For the second example, we have defined two vectors p and q of numbers 2 to 6 and 1 to 5 respectively. now we want to check if any value of p + q is greater than four. We are getting the result as TRUE because the logical condition holds in this case and we can see some elements for which the sum of p + q is greater than four.
The all() function in R Programming
when we need to check if any of the elements satisfying the logical condition is present in our vector, we have any() function as discussed above. However, when we need to check if all of the specified elements (for which the logical condition holds) are present in your vector or not, we are going to use all() function.
- When you want to check if any of the elements from the given vector is following the logical condition or not, use “
any()
“. - When you want to check if all of the elements from the given vector are following the logical condition or not, use “
all()
“.
#Example 1
> x <- seq(from= 1, to= 5, by= 0.5)
> all(x > 0) #All elements from vector x are positive numbers? YES
[1] TRUE
#Example 2
> q <- seq(from= 1, to= 5, by= 1)
> all(p + q > 4) #All elements from p and q have sum greater than 4? NO
[1] FALSE
Let us consider the same vectors that we have used for the any()
function. in Example 1, we are checking if all the values from vector x are positive numbers or not. Since the vector contains elements 1 to 5 which are positive, the condition holds here and we get the output as TRUE.
On the other hand, when I check if the sum of all elements from p and q is greater than 4, I am getting the result as FALSE. Reason? because not all the elements sum up greater than 4 in p and q.
Note: When I say p + q, it means element from the first position at p and q is summing up, the element from the second position at p and q are summing up, and so on. One to one mapping, keep that in mind.

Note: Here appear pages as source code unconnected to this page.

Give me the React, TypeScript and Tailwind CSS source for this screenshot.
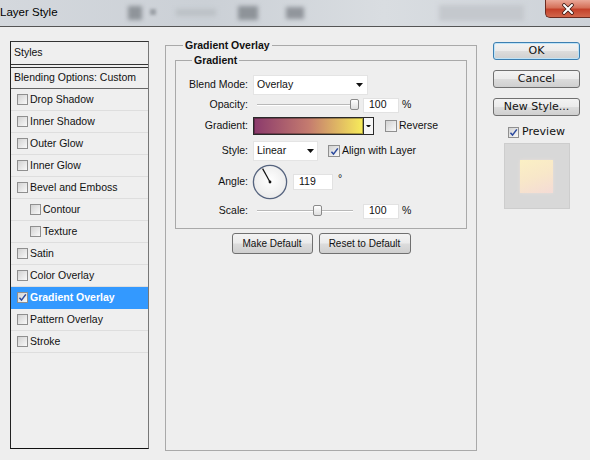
import React from "react";

function Check({ checked = false, big = false }: { checked?: boolean; big?: boolean }) {
  return (
    <span
      className={
        "relative inline-flex shrink-0 items-center justify-center border border-[#8f8f8f] bg-[linear-gradient(135deg,#d2d2d2,#f9f9f9)] " +
        (big ? "w-[12px] h-[12px]" : "w-[11px] h-[11px]")
      }
    >
      {checked && (
        <svg viewBox="0 0 10 10" className="w-[9px] h-[9px]">
          <path d="M1.6 5.3 L3.9 7.9 L8.7 1.5" fill="none" stroke="#2c4a9e" strokeWidth="1.7" />
        </svg>
      )}
    </span>
  );
}

function Arrow({ w = 7 }: { w?: number }) {
  return (
    <svg viewBox="0 0 7 4" width={w} height={(w * 4) / 7}>
      <path d="M0 0H7L3.5 4Z" fill="#111" />
    </svg>
  );
}

function ListRow({
  label,
  indent = false,
  selected = false,
}: {
  label: string;
  indent?: boolean;
  selected?: boolean;
}) {
  return (
    <div
      className={
        "flex h-[22px] items-center border-b " +
        (selected ? "bg-[#3399ff] border-[#3399ff] text-white font-bold" : "border-[#dedede] text-[#111]") +
        (indent ? " pl-[19px]" : " pl-[6px]")
      }
    >
      <Check checked={selected} />
      <span className="ml-[2px] leading-none">{label}</span>
    </div>
  );
}

function Btn({ children, ok = false, className = "" }: { children: React.ReactNode; ok?: boolean; className?: string }) {
  return (
    <div
      className={
        "flex items-center justify-center rounded-[3px] border bg-[linear-gradient(#f3f3f3,#ebebeb_48%,#dcdcdc_52%,#cfcfcf)] text-[#111] " +
        (ok ? "border-[#3c7fb1] shadow-[inset_0_0_0_1px_#bfe3f7] " : "border-[#707070] ") +
        className
      }
    >
      {children}
    </div>
  );
}

function Slider({ thumb }: { thumb: string }) {
  return (
    <div className="relative flex h-[14px] w-[106px] items-center">
      <div className="ml-[4px] h-[2px] w-[96px] border-b border-white bg-[#b9b9b9]" />
      <div
        className={
          "absolute top-[1px] h-[11px] w-[9px] rounded-[2px] border border-[#8a8a8a] bg-[linear-gradient(#ffffff,#dedede)] " +
          thumb
        }
      />
    </div>
  );
}

function Field({ value, w, h }: { value: string; w: string; h: string }) {
  return (
    <div className={"flex items-center border border-[#e2e2e2] bg-white pl-[5px] text-[#111] " + w + " " + h}>
      {value}
    </div>
  );
}

export default function App() {
  const items: { label: string; indent?: boolean; selected?: boolean }[] = [
    { label: "Drop Shadow" },
    { label: "Inner Shadow" },
    { label: "Outer Glow" },
    { label: "Inner Glow" },
    { label: "Bevel and Emboss" },
    { label: "Contour", indent: true },
    { label: "Texture", indent: true },
    { label: "Satin" },
    { label: "Color Overlay" },
    { label: "Gradient Overlay", selected: true },
    { label: "Pattern Overlay" },
    { label: "Stroke" },
  ];

  return (
    <div className="h-[460px] w-[590px] overflow-hidden bg-[#eeeeee] font-['Liberation_Sans',Arial,sans-serif] text-[10.5px] text-[#111]">
      {/* Title bar */}
      <div className="flex h-[27px] items-start border-b border-[#555] bg-[linear-gradient(90deg,#d4d8dd,#cbd0d6_35%,#d9dde1_65%,#cdd2d8)]">
        <div className="flex h-[26px] items-center text-[11.5px] leading-none text-black">Layer Style</div>
        <div className="ml-[70px] mt-[6px] h-[14px] w-[14px] bg-[#8f949a] blur-[2px]" />
        <div className="ml-[8px] mt-[9px] h-[6px] w-[6px] bg-[#9ca1a7] blur-[1.5px]" />
        <div className="ml-[20px] mt-[9px] h-[7px] w-[40px] bg-[#bcc1c6] blur-[2px]" />
        <div className="ml-[22px] mt-[6px] h-[14px] w-[20px] bg-[#8e9399] blur-[2px]" />
        <div className="ml-[28px] mt-[7px] h-[12px] w-[18px] bg-[#91969c] blur-[2px]" />
        <div className="ml-[135px] mt-[5px] h-[16px] w-[85px] bg-[#c4c8cd] blur-[2px]" />
        <div className="ml-auto flex h-[18px] w-[45px] items-center justify-center rounded-bl-[5px] border-b border-l border-[#6b2b20] bg-[linear-gradient(#eaa898,#d5715a_45%,#c4412a_55%,#d2664b)]">
          <svg viewBox="0 0 14 12" width="14" height="12">
            <path d="M3 2 L11 10 M11 2 L3 10" stroke="#3a1a14" strokeWidth="3.6" strokeLinecap="round" />
            <path d="M3 2 L11 10 M11 2 L3 10" stroke="#ffffff" strokeWidth="2" strokeLinecap="round" />
          </svg>
        </div>
      </div>

      {/* Body */}
      <div className="flex items-start pl-[10px] pt-[14px]">
        {/* Styles list */}
        <div className="h-[408px] w-[139px] border border-b-[#111] border-l-[#222] border-r-[#777] border-t-[#333] bg-[#efefef]">
          <div className="flex h-[23px] items-center border-b border-[#333] pl-[3px]">Styles</div>
          <div className="h-[2px]" />
          <div className="flex h-[22px] items-center border-b border-t border-b-[#666] border-t-[#333] pl-[3px]">
            Blending Options: Custom
          </div>
          {items.map((it) => (
            <ListRow key={it.label} label={it.label} indent={it.indent} selected={it.selected} />
          ))}
        </div>

        {/* Middle group */}
        <div className="ml-[16px] mt-[4px] flex h-[406px] w-[312px] flex-col border border-[#a9a9a9]">
          <div className="-mt-[7px] ml-[17px] w-fit bg-[#eeeeee] px-[2px] font-bold leading-[13px]">Gradient Overlay</div>

          <div className="mx-[9px] mt-[8px] flex flex-col border border-[#a9a9a9] pb-[5px]">
            <div className="-mt-[7px] ml-[16px] w-fit bg-[#eeeeee] px-[2px] font-bold leading-[13px]">Gradient</div>

            <div className="mt-[7px] flex flex-col">
              {/* Blend Mode */}
              <div className="flex h-[22px] items-center">
                <div className="w-[72px] text-right">Blend Mode:</div>
                <div className="ml-[5px] flex h-[20px] w-[115px] items-center justify-between border border-[#e4e4e4] bg-white pl-[3px] pr-[4px]">
                  <span>Overlay</span>
                  <Arrow />
                </div>
              </div>
              {/* Opacity */}
              <div className="flex h-[18px] items-center">
                <div className="w-[72px] text-right">Opacity:</div>
                <div className="ml-[5px] flex items-center">
                  <Slider thumb="left-[97px]" />
                  <div className="ml-[4px]">
                    <Field value="100" w="w-[36px]" h="h-[15px]" />
                  </div>
                  <span className="ml-[3px]">%</span>
                </div>
              </div>
              {/* Gradient */}
              <div className="flex h-[24px] items-center">
                <div className="w-[72px] text-right">Gradient:</div>
                <div className="ml-[5px] flex h-[18px] items-stretch border border-[#2a2a2a]">
                  <div className="w-[109px] bg-[linear-gradient(90deg,#8b3a6c,#c47b6f_50%,#f7ec5a)] shadow-[inset_0_0_0_1px_rgba(0,0,0,0.3)]" />
                  <div className="flex w-[10px] items-center justify-center border-l border-[#2a2a2a] bg-[#f6f6f6]">
                    <Arrow w={5} />
                  </div>
                </div>
                <div className="ml-[11px] flex items-center">
                  <Check big />
                  <span className="ml-[2px]">Reverse</span>
                </div>
              </div>
              {/* Style */}
              <div className="flex h-[26px] items-center">
                <div className="w-[72px] text-right">Style:</div>
                <div className="ml-[5px] flex h-[20px] w-[65px] items-center justify-between border border-[#e4e4e4] bg-white pl-[3px] pr-[3px]">
                  <span>Linear</span>
                  <Arrow />
                </div>
                <div className="ml-[10px] flex items-center">
                  <Check big checked />
                  <span className="ml-[2px]">Align with Layer</span>
                </div>
              </div>
              {/* Angle */}
              <div className="flex h-[35px] items-center">
                <div className="w-[72px] text-right">Angle:</div>
                <div className="ml-[4px] flex items-center">
                  <svg viewBox="0 0 36 36" width="36" height="36">
                    <defs>
                      <radialGradient id="dialfill" cx="50%" cy="45%" r="60%">
                        <stop offset="0%" stopColor="#ffffff" />
                        <stop offset="100%" stopColor="#e9e9e9" />
                      </radialGradient>
                    </defs>
                    <circle cx="18" cy="18" r="16.6" fill="url(#dialfill)" stroke="#56647f" strokeWidth="1.3" />
                    <line x1="18" y1="18" x2="10.6" y2="4.6" stroke="#111" strokeWidth="1.2" />
                    <circle cx="18" cy="18" r="1.4" fill="#111" />
                  </svg>
                  <div className="ml-[5px]">
                    <Field value="119" w="w-[40px]" h="h-[16px]" />
                  </div>
                  <span className="mb-[6px] ml-[5px]">°</span>
                </div>
              </div>
              {/* Scale */}
              <div className="flex h-[24px] items-center">
                <div className="w-[72px] text-right">Scale:</div>
                <div className="ml-[5px] flex items-center">
                  <Slider thumb="left-[60px]" />
                  <div className="ml-[4px]">
                    <Field value="100" w="w-[36px]" h="h-[15px]" />
                  </div>
                  <span className="ml-[3px]">%</span>
                </div>
              </div>
            </div>
          </div>

          <div className="mt-[4px] flex justify-center gap-[6px] text-[10px]">
            <Btn className="h-[21px] w-[81px]">Make Default</Btn>
            <Btn className="h-[21px] w-[92px]">Reset to Default</Btn>
          </div>
        </div>

        {/* Right column */}
        <div className="ml-[16px] mt-[1px] flex w-[87px] flex-col items-center font-['DejaVu_Sans',Verdana,sans-serif] text-[11px]">
          <Btn ok className="h-[18px] w-full">OK</Btn>
          <Btn className="mt-[10px] h-[18px] w-full">Cancel</Btn>
          <Btn className="mt-[10px] h-[18px] w-full">New Style...</Btn>
          <div className="mt-[8px] flex h-[16px] items-center">
            <Check checked />
            <span className="ml-[3px]">Preview</span>
          </div>
          <div className="mt-[3px] flex h-[66px] w-[66px] items-center justify-center border border-[#cdcdcd] bg-[#d8d8d8]">
            <div className="h-[33px] w-[33px] bg-[linear-gradient(160deg,#fbf0c4,#f8e7c9_50%,#f4dbd6)] shadow-[0_0_3px_#e9e0d8]" />
          </div>
        </div>
      </div>
    </div>
  );
}
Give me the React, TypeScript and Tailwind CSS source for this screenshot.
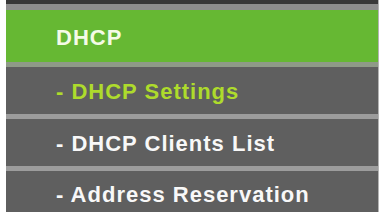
import React from 'react';

const items = [
  { label: '- DHCP Settings', active: true },
  { label: '- DHCP Clients List', active: false },
  { label: '- Address Reservation', active: false },
];

export default function App() {
  return (
    <div className="w-[379px] h-[212px] bg-white overflow-hidden">
      <div
        className="ml-[6px] w-[372px] border-r border-[#b4b4b4] box-content"
        style={{ fontFamily: '"Liberation Sans", Arial, sans-serif' }}
      >
        {/* Top edge */}
        <div className="h-[4px] bg-[#383838]"></div>
        <div className="h-[6px] bg-[#8e8e8e]"></div>

        {/* Section header */}
        <div className="h-[48px] bg-[#66b833] flex items-center pl-[50px] pt-[4px] border-b-[5px] border-[#8f9a88] box-content">
          <span className="text-[22px] font-bold tracking-[1px] text-[#f4fbe6] leading-none">DHCP</span>
        </div>

        {/* Menu items */}
        {items.map((item, i) => (
          <div
            key={item.label}
            className={`${i === 2 ? 'h-[44px]' : 'h-[45px]'} bg-[#5f5f5f] flex items-center pl-[50px] pt-[2px] border-b-[5px] border-[#9c9c9c] box-content`}
          >
            <span
              className={`text-[22px] font-bold tracking-[1px] leading-none ${item.active ? 'text-[#aedb2c]' : 'text-[#f8f8f8]'}`}
            >
              {item.label}
            </span>
          </div>
        ))}
      </div>
    </div>
  );
}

The lapply() Function in R Programming
You ever come up with a situation where you need to apply a certain function to all of the elements of a vector? pretty much the situation right? However, R is covered for such situations. The lappy function in R helps you in such situations. This function can be fed with an input vector and a function that you need to apply to all elements of the vector. The result this function generates is however a list. Even if you provide a vector as an input, this function will return the output as a list after successfully applying the function on each element of the vector.
#Defining a vector with names of super heroes
> SuperHeroes <- c("IRON MAN", "CAPTAIN AMERICA", "THOR", "HULK")
#Trying to convert the names in lower case
> SuperHeroes <- lapply(SuperHeroes, tolower)
> print(SuperHeroes)
[[1]]
[1] "iron man"
[[2]]
[1] "captain america"
[[3]]
[1] "thor"
[[4]]
[1] "hulk"
In the example above, we have created a vector with the name “SuperHeroes
” that contains names of super heroes all in upper case. The tolower() function we have used changes the case of each word to it’s lower and as a result, you can see all the names under the vector are in lower case. However, the final list will be a list instead of a vector. The lapply()
function only generates a list as an output.
After the execution of this function, we get a list as an output. The “l” under the function name represents the list output and the function itself was initially developed for working with lists. Having said that, the function can also work fine on vectors and data frames.
The sapply() Function in R Programming
When we use lapply()
, the output will always be a list and it would be a difficult situation to always get a list as an output for whatever object you provide. We needed something that works smartly while generating an output after applying the function to all elements of the object. Therefore, we have a more simplified and smart function called “sapply()
” under R. There is no such difference between these two functions at the execution level.
The “sapply()
” function is a smart function that checks at the time of execution for a better output object conversion. meaning, if you are providing a list as an input and the function found that the output can be returned as a vector after execution, it returns the output as a vector. The function itself decides whether the output should be as a vector, a list, a matrix, a data frame, or an array after applying the function to the input object.
> SuperHeroes <- c("IRON MAN", "CAPTAIN AMERICA", "THOR", "HULK")
> SuperHeroes <- sapply(SuperHeroes, tolower)
> print(SuperHeroes)
IRON MAN CAPTAIN AMERICA THOR HULK
"iron man" "captain america" "thor" "hulk"
In the example code given above, we have applied the sapply()
function on the vector named “SuperHeroes
“. Under the result section, you can see that instead of returning a list as an output, the system returns a vector that contains the original values and the updated values below it.
Summary
- Vectors are important building blocks of R programming and so does the vector functions.
- There are specifically designed functions that either return a vector as an output or take a vector as an argument.
- The
rep()
and the seq() functions return a vector as an output. - The functions like
is.vector()
,as.vector()
,any()
,all()
,lapply()
, andsapply()
take a vector as an argument and do certain tasks as per their definitions.
We will stop this article here and get back to you with new interesting facts under R programming under our next article. Until then, stay safe! keep enhancing! 🙂